All occurrences of tags are counted in the blog as by:
select top n tag, count (*) from tags where blog = this_blog group by tag order by count (*) desc;
The tags is here assumed to be a table encoding the blog-post-tag relation.
If the list was truncated, ... is shown as the last entry. Each tag will be a link to a page showing posts having the tag in question on the regular blog view template page.
When reading a news article, the tags of the article can be shown as links underneath the text. The tags are again a user account, news feed, article, tag relation, with the pk consisting the of the above 4 parts.
Some tags of the article are in the body of the article and are provided by the source and are immutable. These are in the <a href"...technorati.com/tags...> format. Other tags are added by the user. All tags are in the above mentioned table but only tags set by the user can be removed. Every transaction that sets tags rereads the content to see what tags come from the content.
The post tagging controls group can be identical with the blog one.
When a feed is received and new articles are detected therein, then the data will be tagged according to the tagging rules chosen by the owner user of each FeedManager instance which subscribes to said feed. The tagging coming from the feed itself is stored with the user 'nobody', the tagging implied by the tagging rules of the news reader owners is stored with the user equal to the news reader owner.
When a non-owner user of a news reader searches for tags, this user will find only tags the user itself has defined, plus tags that come from the feed itself.
As an option, we may consider that the owner may choose to make its own tags searchable by non-owner users. We may also consider the possibility of by default having the owner user's tags visible to the users with access to this reader instance.
For now, we make it so that each subscribing instance's owners rules are applied to the incoming and are then recorded as that user's tags. The rest of automatic tagging will be specified later.
Tagging allows new types of hype metrics. These may be relevant at the scale of the news aggregation site as well as at the scale of a single set of subscriptions, i.e. a single FeedManager instance. The tags considered for such metrics should primarily be tags occurring in the feeds themselves. In the absence of this, these may be tags inferred by the owner user's tagging rule sets. Showing personalized statistics according to multiple tagging rule sets is prohibitive.
Generally, arbitrary data mining queries on news cannot be supported in a hosted context. This is due to the fact that 1. On one hand, their time and space requirements are unpredictable and secondly users do not know how to write efficient queries. Export of data for off-line analysis by the user's own software may be supported.
The news hosting site may offer various canned reports. Certain assumptions have to be made on the user's information needs and preferences. These center on following trends and identifying opportunities for visibility.

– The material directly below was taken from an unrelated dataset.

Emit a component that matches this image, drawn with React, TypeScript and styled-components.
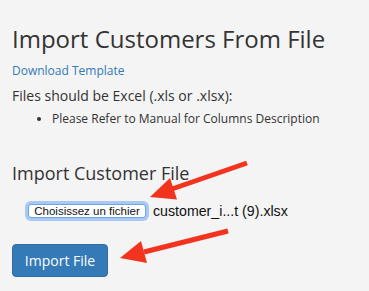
import styled, { createGlobalStyle } from "styled-components";

const GlobalStyle = createGlobalStyle`
  html, body {
    margin: 0;
    padding: 0;
    background: #f4f4f4;
  }
  body {
    font-family: "Open Sans", "DejaVu Sans", sans-serif;
    color: #333;
  }
`;

const App = () => {
  return (
    <Page>
      <GlobalStyle />
      <Title>Import Customers From File</Title>
      <TemplateLink href="#">Download Template</TemplateLink>
      <Note>Files should be Excel (.xls or .xlsx):</Note>
      <Bullets>
        <li>Please Refer to Manual for Columns Description</li>
      </Bullets>
      <SubTitle>Import Customer File</SubTitle>
      <FileRow>
        <ChooseButton>Choisissez un fichier</ChooseButton>
        <FileName>customer_i...t (9).xlsx</FileName>
      </FileRow>
      <SubmitButton>Import File</SubmitButton>
      <Arrows viewBox="0 0 369 291">
        <line x1="247" y1="163" x2="172" y2="189" />
        <polygon points="150,197 177,199.5 170,178" />
        <line x1="228" y1="231" x2="144" y2="252" />
        <polygon points="120,258 147,263 141,241" />
      </Arrows>
    </Page>
  );
};
export default App;

const Page = styled.div`
  position: relative;
  width: 369px;
  height: 291px;
  padding: 23px 12px 0;
  box-sizing: border-box;
  overflow: hidden;
`;

const Title = styled.h1`
  margin: 0;
  font-size: 24px;
  font-weight: 400;
  line-height: 32px;
`;

const TemplateLink = styled.a`
  display: block;
  margin-top: 7px;
  font-size: 12px;
  line-height: 17px;
  color: #337ab7;
  text-decoration: none;
`;

const Note = styled.p`
  margin: 7px 0 0;
  font-size: 14px;
  line-height: 20px;
`;

const Bullets = styled.ul`
  margin: 4px 0 0;
  padding-left: 40px;
  font-size: 12px;
  line-height: 18px;
`;

const SubTitle = styled.h3`
  margin: 33px 0 0;
  font-size: 18px;
  font-weight: 400;
  line-height: 24px;
`;

const FileRow = styled.div`
  display: flex;
  align-items: center;
  gap: 4px;
  height: 20px;
  margin: 16px 0 0 13px;
`;

const ChooseButton = styled.button`
  box-sizing: border-box;
  width: 118px;
  height: 14px;
  margin: 0 3px;
  padding: 0;
  background: #fff;
  border: 1px solid #6ea3ea;
  border-radius: 3px;
  box-shadow: 0 0 0 3px #a7c9f3;
  font-family: "Liberation Sans", Arial, sans-serif;
  font-size: 11.5px;
  line-height: 12px;
  color: #111;
`;

const FileName = styled.span`
  font-family: "Liberation Sans", Arial, sans-serif;
  font-size: 14.2px;
  line-height: 16px;
  color: #111;
`;

const SubmitButton = styled.button`
  display: block;
  margin-top: 23px;
  width: 96px;
  height: 33px;
  background: #337ab7;
  border: 1px solid #2e6da4;
  border-radius: 4px;
  color: #fff;
  font-family: "Open Sans", sans-serif;
  font-size: 14px;
`;

const Arrows = styled.svg`
  position: absolute;
  left: 0;
  top: 0;
  width: 369px;
  height: 291px;
  pointer-events: none;

  line {
    stroke: #f2341f;
    stroke-width: 5;
  }
  polygon {
    fill: #f2341f;
  }
`;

The first report is tags in the feed of the last day or last week. The count of tags is shown together with the count of posts with the tag. A third column shows the change in ranking compared with the situation a day / week ago. We may borrow graphics from top 40 hits or such. New entries should be specially marked, as well as items that have gained significantly.
The report may have a cutoff at 40 tags or so, with a next page button for the next 40 tags.
Tags may be shown as links, going to a view of posts with the tag in question, newest first.
Reports across the whole hosting site will have to be prepared on a batch schedule. Reports on individual instances' content may be made on demand.
The page tagging controls from blog are directly applicable to wiki. The relation for tags is there - wiki cluster, wiki word, tag. A direct Technorati tag in the body counts as an immutable tag.
The basic viewing page can just show the tags as text links with an edit tags link at the end. The edit tags control group can be identical with the blog one.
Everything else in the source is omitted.